As far as preparing for the winter, Rainbow does extensive winterization to the business and equipment to ensure November through March is taken care of. “All of our plant health care and lawn care rigs are [inspected] at the end of the season, typically once the ground freezes,” Cooper says. “We go through the entire vehicle from top to bottom, rebuild pumps on a regular basis and fill the lines with antifreeze. Here in Minnesota, it’s always a balance of being able to finish out the season before the below-freezing evenings come, in which case we need to move all of our vehicles with pumps indoors.
“Good winterizing sets you up for a more stress-free start to the next year. This means less to do in the spring, which can be pretty variable start dates.”
Rainbow does not engage in any plowing, but does install holiday lights on homes and trees.

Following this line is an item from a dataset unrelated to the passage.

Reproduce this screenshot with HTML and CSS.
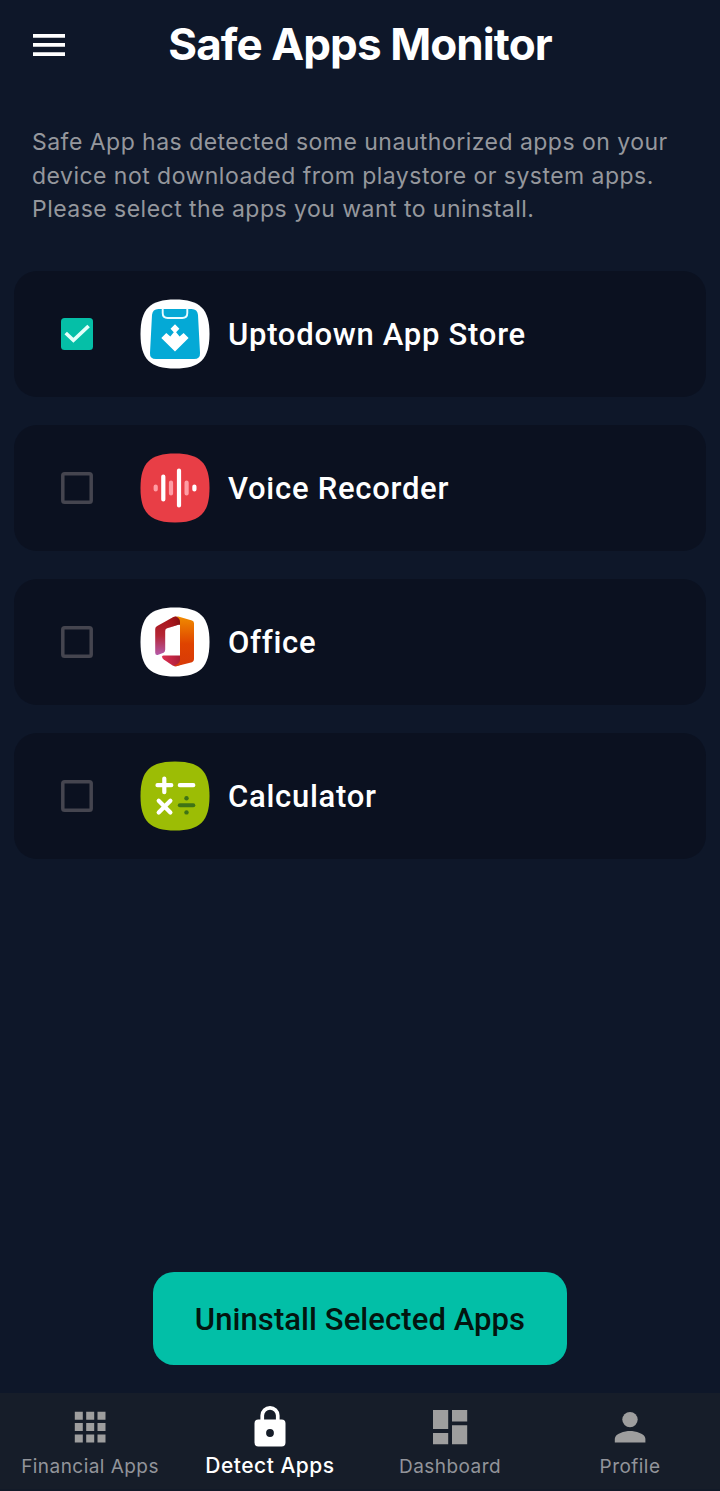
FILE: index.html
```html
<!DOCTYPE html>
<html lang="en">
<head>
<meta charset="utf-8">
<title>Safe Apps Monitor</title>
<link rel="stylesheet" href="styles.css">
</head>
<body>
<div class="screen">
  <header class="topbar">
    <svg class="menu" viewBox="0 0 32 22"><path fill="#fff" d="M0 0h32v3.7H0zM0 9.1h32v3.7H0zM0 18.2h32v3.7H0z"/></svg>
    <h1 class="title">Safe Apps Monitor</h1>
  </header>
  <p class="intro">Safe App has detected some unauthorized apps on your<br>device not downloaded from playstore or system apps.<br>Please select the apps you want to uninstall.</p>
  <main class="list">
    <label class="card">
      <svg class="check" viewBox="0 0 32 32"><rect width="32" height="32" rx="3.5" fill="#05bfa7"/><path d="M4.700 15 12.400 22.300 27.600 8" fill="none" stroke="#e4fffa" stroke-width="3.700"/></svg>
      <svg class="icon" viewBox="0 0 70 70">
        <path fill="#fff" d="M35 .5C60 .5 69.500 10 69.500 35S60 69.500 35 69.500.5 60 .5 35 10 .5 35 .5z"/>
        <path fill="#04a9d6" d="M18.500 10h33q6 0 6.500 6l2 38q.4 6-6 6H16q-6.400 0-6-6l2-38q.5-6 6.500-6z"/>
        <path d="M22.700 9.500v4.500q0 5 5 5h14.600q5 0 5-5V9.500" fill="none" stroke="#e8fbff" stroke-width="1.900"/>
        <path fill="#fff" d="M35 25.300l4.400 4.500-3.300 3.500 3.500 4.200 4-3.500 5 5L35 52.500 21.300 39l5-5 4 3.500 3.500-4.200-3.300-3.500z"/>
      </svg>
      <span class="name">Uptodown App Store</span>
    </label>
    <label class="card">
      <svg class="check" viewBox="0 0 32 32"><rect x="1.800" y="1.800" width="28.400" height="28.400" rx="1.800" fill="none" stroke="#45454f" stroke-width="3.500"/></svg>
      <svg class="icon" viewBox="0 0 70 70">
        <path fill="#e83e46" d="M35 .5C60 .5 69.500 10 69.500 35S60 69.500 35 69.500.5 60 .5 35 10 .5 35 .5z"/>
        <g fill="none" stroke-linecap="round" stroke-width="4.200"><path stroke="#ff9da4" d="M15.700 33.500v3M31 29.500v11M46.600 29.500v11"/><path stroke="#fff" d="M23.300 23.500v23M39 17.500v35M54.400 33.500v3"/></g>
      </svg>
      <span class="name">Voice Recorder</span>
    </label>
    <label class="card">
      <svg class="check" viewBox="0 0 32 32"><rect x="1.800" y="1.800" width="28.400" height="28.400" rx="1.800" fill="none" stroke="#45454f" stroke-width="3.500"/></svg>
      <svg class="icon" viewBox="0 0 70 70">
        <defs>
          <linearGradient id="left" x2="0" y2="1"><stop stop-color="#a51417"/><stop offset=".5" stop-color="#b52636"/><stop offset="1" stop-color="#b55aa8"/></linearGradient>
          <linearGradient id="right" x2="0" y2="1"><stop stop-color="#f08b00"/><stop offset=".55" stop-color="#df4300"/><stop offset="1" stop-color="#d83a08"/></linearGradient>
          <linearGradient id="base"><stop stop-color="#dc2f52"/><stop offset="1" stop-color="#a81c35"/></linearGradient>
          <linearGradient id="fold"><stop stop-color="#b51218" stop-opacity="0"/><stop offset="1" stop-color="#7c0f10"/></linearGradient>
        </defs>
        <path fill="#fff" d="M35 .5C60 .5 69.500 10 69.500 35S60 69.500 35 69.500.5 60 .5 35 10 .5 35 .5z"/>
        <path fill="url(#left)" d="M33.500 10q2-.8 4 0l5 2.500v5.200h-4L27 21.200q-1.800.7-1.800 2.700v18.500q0 2.200-1.600 3.300l-5.300 2q-3.100.8-3.100-2V22q0-2 2-3z"/>
        <path fill="url(#fold)" d="M25 14.500 33.500 10q2-.8 4 0l4 2v5.500h-3l-13.500 4.700z"/>
        <path fill="url(#base)" d="M23.500 48.500h18v9L37 59q-2 .6-4-.2l-9.300-6.200q-2-1.500-1.600-3 .4-1.100 1.400-1.100z"/>
        <path fill="url(#right)" d="M36.500 9.800q1.800-.5 3.500.1l12 3.500q2 .6 2 2.800v36q0 2.200-2 3L37 59.100q-2 .5-3-.2l4-2.200q2-1.300 2-3.700V15q0-3.500-3.500-5.200z"/>
      </svg>
      <span class="name">Office</span>
    </label>
    <label class="card">
      <svg class="check" viewBox="0 0 32 32"><rect x="1.800" y="1.800" width="28.400" height="28.400" rx="1.800" fill="none" stroke="#45454f" stroke-width="3.500"/></svg>
      <svg class="icon" viewBox="0 0 70 70">
        <path fill="#9cbd05" d="M35 .5C60 .5 69.500 10 69.500 35S60 69.500 35 69.500.5 60 .5 35 10 .5 35 .5z"/>
        <path d="M17.500 24.200h13.800M24.300 17.500v13.700M39.800 24.200h13.500M18.700 39.700l11.700 11.800M30.400 39.700 18.700 51.500" fill="none" stroke="#fff" stroke-width="4.200" stroke-linecap="round"/>
        <path d="M39.800 44.300h13.500" stroke="#3f7316" stroke-width="4" stroke-linecap="round"/><circle cx="46.500" cy="37.300" r="2.200" fill="#3f7316"/><circle cx="46.500" cy="51.400" r="2.200" fill="#3f7316"/>
      </svg>
      <span class="name">Calculator</span>
    </label>
  </main>
  <button class="action">Uninstall Selected Apps</button>
  <nav class="tabs">
    <a class="tab"><svg viewBox="0 0 40 40"><path d="M4.800 4.800h8v8h-8zM16.200 4.800h8v8h-8zM27.500 4.800h8v8h-8zM4.800 16.100h8v8h-8zM16.200 16.100h8v8h-8zM27.500 16.100h8v8h-8zM4.800 27.400h8v8h-8zM16.200 27.400h8v8h-8zM27.500 27.400h8v8h-8z"/></svg><span>Financial Apps</span></a>
    <a class="tab active"><svg viewBox="0 0 40 40"><path fill-rule="evenodd" d="M31.600 12.400h-2V8.600a9.600 9.600 0 0 0-19.200 0v3.800h-2a3.900 3.900 0 0 0-3.900 3.900v19.300a3.900 3.900 0 0 0 3.900 3.900h23.200a3.900 3.900 0 0 0 3.900-3.900V16.300a3.900 3.900 0 0 0-3.900-3.900zM14.100 8.600a5.900 5.900 0 0 1 11.800 0v3.800H14.100zM20 29.900a3.900 3.900 0 1 1 0-7.800 3.900 3.900 0 0 1 0 7.800z"/></svg><span>Detect Apps</span></a>
    <a class="tab"><svg viewBox="0 0 40 40"><path d="M3 3h15.200v19H3zM3 26h15.200v11.300H3zM22 3h15.200v11.600H22zM22 18.300h15.200v19H22z"/></svg><span>Dashboard</span></a>
    <a class="tab"><svg viewBox="0 0 40 40"><circle cx="20" cy="12.600" r="7.700"/><path d="M20 24c-5.100 0-15.200 2.600-15.200 7.700v3.900h30.600v-3.900C35.400 26.600 25.100 24 20 24z"/></svg><span>Profile</span></a>
  </nav>
</div>
</body>
</html>
```
FILE: styles.css
```css
* { box-sizing: border-box; }
body { margin: 0; background: #0e1729; }
.screen {
  display: flex;
  flex-direction: column;
  width: 720px;
  height: 1491px;
  background: #0e1729;
  color: #fff;
  font-family: Inter, sans-serif;
}
.topbar {
  display: grid;
  grid-template-columns: 32px 1fr 32px;
  align-items: center;
  height: 90px;
  padding: 0 33px;
}
.menu { width: 32px; height: 22px; }
.title {
  margin: 0;
  padding-bottom: 2px;
  text-align: center;
  white-space: nowrap;
  font-size: 44px;
  line-height: 54px;
  font-weight: 700;
  letter-spacing: -0.9px;
}
.intro {
  margin: 36px 0 0;
  padding-left: 32px;
  color: #95979d;
  font-size: 23px;
  line-height: 33.5px;
  letter-spacing: 0.47px;
  white-space: nowrap;
}
.list {
  display: flex;
  flex-direction: column;
  gap: 28px;
  padding: 0 14px;
  margin-top: 44.5px;
}
.card {
  display: flex;
  align-items: center;
  height: 126px;
  padding-left: 47px;
  border-radius: 23px;
  background: #0b1120;
}
.check { width: 32px; height: 32px; }
.icon { width: 70px; height: 70px; margin: 0 18px 0 47px; }
.name {
  padding-top: 2px;
  font: 500 31px/40px Roboto, sans-serif;
  letter-spacing: 0.73px;
  white-space: nowrap;
}
.action {
  width: 414px;
  height: 93px;
  margin: auto auto 28px;
  padding: 2px 0 0;
  border: 0;
  border-radius: 21px;
  background: #02bfa7;
  color: #03150f;
  font: 500 31px/40px Roboto, sans-serif;
  letter-spacing: 0.08px;
  white-space: nowrap;
}
.tabs {
  display: grid;
  grid-template-columns: repeat(4, 1fr);
  height: 98px;
  background: #161d29;
  border-bottom: 2px solid #121a28;
}
.tab {
  display: flex;
  flex-direction: column;
  align-items: center;
  padding-top: 14px;
  color: #92949a;
  font-size: 19px;
  line-height: 24px;
  letter-spacing: 0.45px;
  white-space: nowrap;
}
.tab svg { width: 40px; height: 40px; margin-bottom: 8px; fill: #9e9e9e; overflow: visible; }
.tab.active { color: #fff; font-size: 21px; font-weight: 500; letter-spacing: 0.5px; }
.tab.active svg { fill: #fff; margin-bottom: 7px; }
```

No specials are offered to customers in the winter, but Cooper says Rainbow does try to sell the benefits of doing work in the winter to prospective customers, for example explaining how frozen ground is less susceptible to damage and how trees’ winter dormancy allows for the least impact on their health when work is being done.
Additionally, according to Cooper, the winter months allow Rainbow to simply “catch its breath from the non-stop growing season.” Rainbow also “spends time assessing and planning for the next year and updates training materials to focus on our incidents from the previous year,” Cooper explains. “We do more in-depth training with our technical arborists. We have four tracks that they move through; part is classroom training, which we do in the winter, and the other is on-site progression and verification of skills.”
Take it from these two tree care companies — it’s all about preparation and planning. That’s how you survive the winter blues.